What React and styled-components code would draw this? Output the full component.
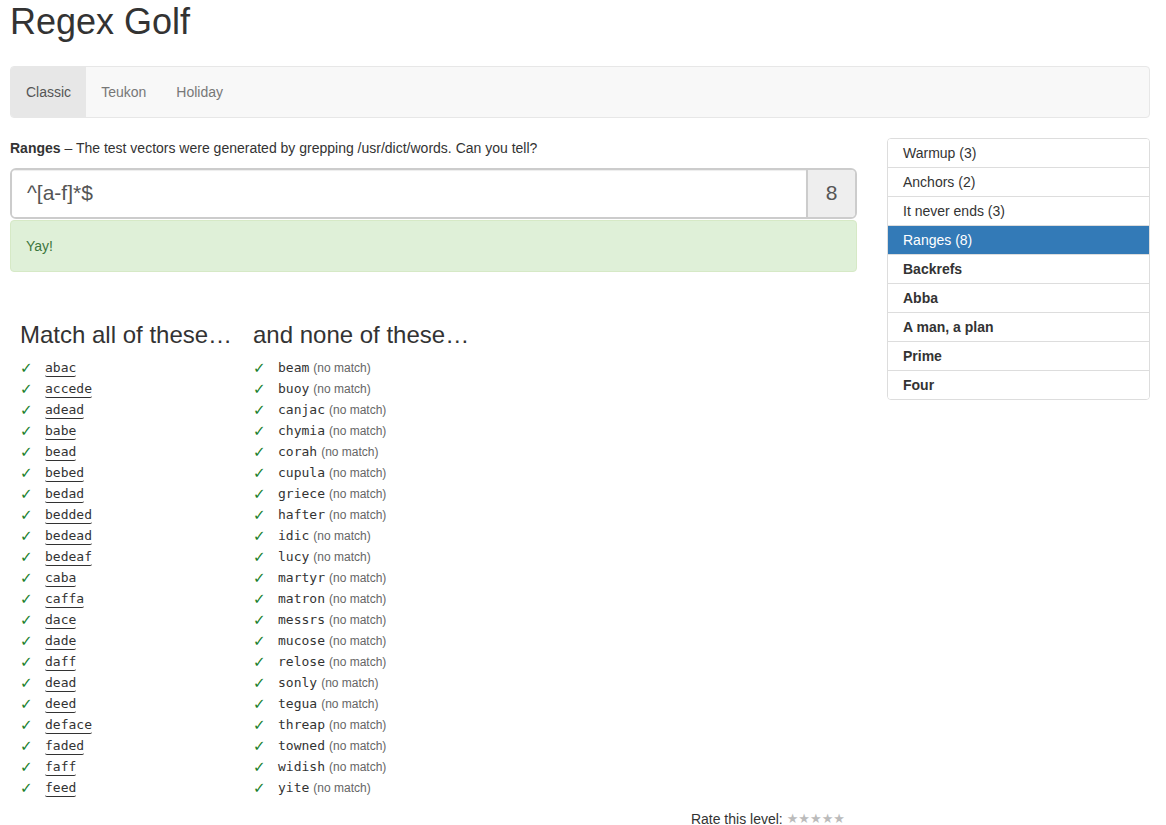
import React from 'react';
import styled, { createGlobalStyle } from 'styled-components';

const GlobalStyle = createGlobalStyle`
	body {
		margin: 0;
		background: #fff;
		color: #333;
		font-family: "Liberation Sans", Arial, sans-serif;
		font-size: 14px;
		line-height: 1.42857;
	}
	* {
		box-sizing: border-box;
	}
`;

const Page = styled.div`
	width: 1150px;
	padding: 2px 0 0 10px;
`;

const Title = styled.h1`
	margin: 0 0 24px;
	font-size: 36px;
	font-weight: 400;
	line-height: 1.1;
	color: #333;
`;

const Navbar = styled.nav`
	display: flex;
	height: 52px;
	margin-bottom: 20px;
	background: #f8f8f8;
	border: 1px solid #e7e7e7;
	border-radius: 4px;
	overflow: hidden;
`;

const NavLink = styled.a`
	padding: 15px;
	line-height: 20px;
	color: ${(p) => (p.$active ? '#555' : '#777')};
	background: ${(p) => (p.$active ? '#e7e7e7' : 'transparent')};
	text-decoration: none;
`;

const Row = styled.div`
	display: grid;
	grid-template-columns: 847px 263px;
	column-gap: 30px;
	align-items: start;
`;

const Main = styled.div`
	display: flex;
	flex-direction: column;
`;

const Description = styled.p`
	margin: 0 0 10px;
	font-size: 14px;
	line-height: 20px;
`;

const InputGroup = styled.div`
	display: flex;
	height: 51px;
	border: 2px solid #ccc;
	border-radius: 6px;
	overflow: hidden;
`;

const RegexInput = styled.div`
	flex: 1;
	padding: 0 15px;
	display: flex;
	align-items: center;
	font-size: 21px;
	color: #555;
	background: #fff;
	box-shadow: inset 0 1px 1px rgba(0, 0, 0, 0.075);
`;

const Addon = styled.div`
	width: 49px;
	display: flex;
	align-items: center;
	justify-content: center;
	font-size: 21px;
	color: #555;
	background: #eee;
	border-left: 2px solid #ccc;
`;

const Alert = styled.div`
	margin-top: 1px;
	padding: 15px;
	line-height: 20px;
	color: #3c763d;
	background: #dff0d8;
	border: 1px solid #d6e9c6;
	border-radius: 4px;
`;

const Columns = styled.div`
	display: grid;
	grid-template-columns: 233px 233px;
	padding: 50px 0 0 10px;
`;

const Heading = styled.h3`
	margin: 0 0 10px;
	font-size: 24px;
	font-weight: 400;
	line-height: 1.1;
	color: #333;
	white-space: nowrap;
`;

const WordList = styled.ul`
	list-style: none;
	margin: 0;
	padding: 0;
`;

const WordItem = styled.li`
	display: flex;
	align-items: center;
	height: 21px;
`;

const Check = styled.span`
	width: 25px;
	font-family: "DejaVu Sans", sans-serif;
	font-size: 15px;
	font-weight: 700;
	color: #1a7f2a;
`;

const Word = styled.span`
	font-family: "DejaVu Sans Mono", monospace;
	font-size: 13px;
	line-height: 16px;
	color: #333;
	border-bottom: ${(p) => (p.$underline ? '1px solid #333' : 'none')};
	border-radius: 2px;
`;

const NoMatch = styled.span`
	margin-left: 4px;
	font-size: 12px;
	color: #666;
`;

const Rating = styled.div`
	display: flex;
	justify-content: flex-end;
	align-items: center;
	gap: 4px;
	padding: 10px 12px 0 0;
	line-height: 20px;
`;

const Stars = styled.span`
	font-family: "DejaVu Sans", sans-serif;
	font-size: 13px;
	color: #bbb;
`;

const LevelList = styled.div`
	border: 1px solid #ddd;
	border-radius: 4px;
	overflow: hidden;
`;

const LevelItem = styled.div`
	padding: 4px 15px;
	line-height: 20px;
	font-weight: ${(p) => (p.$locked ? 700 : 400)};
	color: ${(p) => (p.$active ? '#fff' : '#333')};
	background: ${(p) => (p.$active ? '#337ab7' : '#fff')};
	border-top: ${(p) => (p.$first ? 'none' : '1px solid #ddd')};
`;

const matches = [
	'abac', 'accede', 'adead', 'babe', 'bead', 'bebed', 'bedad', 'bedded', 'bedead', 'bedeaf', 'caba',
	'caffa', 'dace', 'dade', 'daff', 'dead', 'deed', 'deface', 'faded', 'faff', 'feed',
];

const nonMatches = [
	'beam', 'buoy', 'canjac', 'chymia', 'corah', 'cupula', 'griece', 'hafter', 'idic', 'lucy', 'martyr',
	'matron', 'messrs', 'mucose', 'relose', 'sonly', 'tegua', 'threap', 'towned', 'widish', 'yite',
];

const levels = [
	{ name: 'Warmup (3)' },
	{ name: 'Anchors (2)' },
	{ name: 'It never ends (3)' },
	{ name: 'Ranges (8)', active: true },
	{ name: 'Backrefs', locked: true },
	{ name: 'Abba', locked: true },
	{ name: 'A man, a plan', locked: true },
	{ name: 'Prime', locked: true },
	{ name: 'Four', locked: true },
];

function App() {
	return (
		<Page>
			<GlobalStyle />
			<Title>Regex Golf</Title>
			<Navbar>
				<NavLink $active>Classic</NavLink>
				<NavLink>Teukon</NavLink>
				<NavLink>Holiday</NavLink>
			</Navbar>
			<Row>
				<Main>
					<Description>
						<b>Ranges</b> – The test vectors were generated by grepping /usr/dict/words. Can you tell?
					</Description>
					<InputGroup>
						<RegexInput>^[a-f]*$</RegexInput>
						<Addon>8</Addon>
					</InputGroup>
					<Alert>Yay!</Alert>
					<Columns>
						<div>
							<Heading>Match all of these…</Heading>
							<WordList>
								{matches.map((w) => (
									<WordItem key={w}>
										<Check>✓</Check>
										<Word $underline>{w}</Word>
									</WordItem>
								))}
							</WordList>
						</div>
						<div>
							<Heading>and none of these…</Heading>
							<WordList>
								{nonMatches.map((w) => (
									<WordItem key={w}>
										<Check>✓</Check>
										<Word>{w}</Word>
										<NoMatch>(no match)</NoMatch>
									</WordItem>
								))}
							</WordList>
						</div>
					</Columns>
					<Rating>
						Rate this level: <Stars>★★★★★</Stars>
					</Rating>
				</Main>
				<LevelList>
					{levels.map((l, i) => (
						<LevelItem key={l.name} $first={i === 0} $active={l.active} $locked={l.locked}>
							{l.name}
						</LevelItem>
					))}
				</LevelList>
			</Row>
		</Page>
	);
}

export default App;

Your objective = Skip the pictures, then retype every line above exactly.

Solution for this exercise =
What React and styled-components code would draw this? Output the full component.
import React from 'react';
import styled, { createGlobalStyle } from 'styled-components';

const GlobalStyle = createGlobalStyle`
	body {
		margin: 0;
		background: #fff;
		color: #333;
		font-family: "Liberation Sans", Arial, sans-serif;
		font-size: 14px;
		line-height: 1.42857;
	}
	* {
		box-sizing: border-box;
	}
`;

const Page = styled.div`
	width: 1150px;
	padding: 2px 0 0 10px;
`;

const Title = styled.h1`
	margin: 0 0 24px;
	font-size: 36px;
	font-weight: 400;
	line-height: 1.1;
	color: #333;
`;

const Navbar = styled.nav`
	display: flex;
	height: 52px;
	margin-bottom: 20px;
	background: #f8f8f8;
	border: 1px solid #e7e7e7;
	border-radius: 4px;
	overflow: hidden;
`;

const NavLink = styled.a`
	padding: 15px;
	line-height: 20px;
	color: ${(p) => (p.$active ? '#555' : '#777')};
	background: ${(p) => (p.$active ? '#e7e7e7' : 'transparent')};
	text-decoration: none;
`;

const Row = styled.div`
	display: grid;
	grid-template-columns: 847px 263px;
	column-gap: 30px;
	align-items: start;
`;

const Main = styled.div`
	display: flex;
	flex-direction: column;
`;

const Description = styled.p`
	margin: 0 0 10px;
	font-size: 14px;
	line-height: 20px;
`;

const InputGroup = styled.div`
	display: flex;
	height: 51px;
	border: 2px solid #ccc;
	border-radius: 6px;
	overflow: hidden;
`;

const RegexInput = styled.div`
	flex: 1;
	padding: 0 15px;
	display: flex;
	align-items: center;
	font-size: 21px;
	color: #555;
	background: #fff;
	box-shadow: inset 0 1px 1px rgba(0, 0, 0, 0.075);
`;

const Addon = styled.div`
	width: 49px;
	display: flex;
	align-items: center;
	justify-content: center;
	font-size: 21px;
	color: #555;
	background: #eee;
	border-left: 2px solid #ccc;
`;

const Alert = styled.div`
	margin-top: 1px;
	padding: 15px;
	line-height: 20px;
	color: #3c763d;
	background: #dff0d8;
	border: 1px solid #d6e9c6;
	border-radius: 4px;
`;

const Columns = styled.div`
	display: grid;
	grid-template-columns: 233px 233px;
	padding: 50px 0 0 10px;
`;

const Heading = styled.h3`
	margin: 0 0 10px;
	font-size: 24px;
	font-weight: 400;
	line-height: 1.1;
	color: #333;
	white-space: nowrap;
`;

const WordList = styled.ul`
	list-style: none;
	margin: 0;
	padding: 0;
`;

const WordItem = styled.li`
	display: flex;
	align-items: center;
	height: 21px;
`;

const Check = styled.span`
	width: 25px;
	font-family: "DejaVu Sans", sans-serif;
	font-size: 15px;
	font-weight: 700;
	color: #1a7f2a;
`;

const Word = styled.span`
	font-family: "DejaVu Sans Mono", monospace;
	font-size: 13px;
	line-height: 16px;
	color: #333;
	border-bottom: ${(p) => (p.$underline ? '1px solid #333' : 'none')};
	border-radius: 2px;
`;

const NoMatch = styled.span`
	margin-left: 4px;
	font-size: 12px;
	color: #666;
`;

const Rating = styled.div`
	display: flex;
	justify-content: flex-end;
	align-items: center;
	gap: 4px;
	padding: 10px 12px 0 0;
	line-height: 20px;
`;

const Stars = styled.span`
	font-family: "DejaVu Sans", sans-serif;
	font-size: 13px;
	color: #bbb;
`;

const LevelList = styled.div`
	border: 1px solid #ddd;
	border-radius: 4px;
	overflow: hidden;
`;

const LevelItem = styled.div`
	padding: 4px 15px;
	line-height: 20px;
	font-weight: ${(p) => (p.$locked ? 700 : 400)};
	color: ${(p) => (p.$active ? '#fff' : '#333')};
	background: ${(p) => (p.$active ? '#337ab7' : '#fff')};
	border-top: ${(p) => (p.$first ? 'none' : '1px solid #ddd')};
`;

const matches = [
	'abac', 'accede', 'adead', 'babe', 'bead', 'bebed', 'bedad', 'bedded', 'bedead', 'bedeaf', 'caba',
	'caffa', 'dace', 'dade', 'daff', 'dead', 'deed', 'deface', 'faded', 'faff', 'feed',
];

const nonMatches = [
	'beam', 'buoy', 'canjac', 'chymia', 'corah', 'cupula', 'griece', 'hafter', 'idic', 'lucy', 'martyr',
	'matron', 'messrs', 'mucose', 'relose', 'sonly', 'tegua', 'threap', 'towned', 'widish', 'yite',
];

const levels = [
	{ name: 'Warmup (3)' },
	{ name: 'Anchors (2)' },
	{ name: 'It never ends (3)' },
	{ name: 'Ranges (8)', active: true },
	{ name: 'Backrefs', locked: true },
	{ name: 'Abba', locked: true },
	{ name: 'A man, a plan', locked: true },
	{ name: 'Prime', locked: true },
	{ name: 'Four', locked: true },
];

function App() {
	return (
		<Page>
			<GlobalStyle />
			<Title>Regex Golf</Title>
			<Navbar>
				<NavLink $active>Classic</NavLink>
				<NavLink>Teukon</NavLink>
				<NavLink>Holiday</NavLink>
			</Navbar>
			<Row>
				<Main>
					<Description>
						<b>Ranges</b> – The test vectors were generated by grepping /usr/dict/words. Can you tell?
					</Description>
					<InputGroup>
						<RegexInput>^[a-f]*$</RegexInput>
						<Addon>8</Addon>
					</InputGroup>
					<Alert>Yay!</Alert>
					<Columns>
						<div>
							<Heading>Match all of these…</Heading>
							<WordList>
								{matches.map((w) => (
									<WordItem key={w}>
										<Check>✓</Check>
										<Word $underline>{w}</Word>
									</WordItem>
								))}
							</WordList>
						</div>
						<div>
							<Heading>and none of these…</Heading>
							<WordList>
								{nonMatches.map((w) => (
									<WordItem key={w}>
										<Check>✓</Check>
										<Word>{w}</Word>
										<NoMatch>(no match)</NoMatch>
									</WordItem>
								))}
							</WordList>
						</div>
					</Columns>
					<Rating>
						Rate this level: <Stars>★★★★★</Stars>
					</Rating>
				</Main>
				<LevelList>
					{levels.map((l, i) => (
						<LevelItem key={l.name} $first={i === 0} $active={l.active} $locked={l.locked}>
							{l.name}
						</LevelItem>
					))}
				</LevelList>
			</Row>
		</Page>
	);
}

export default App;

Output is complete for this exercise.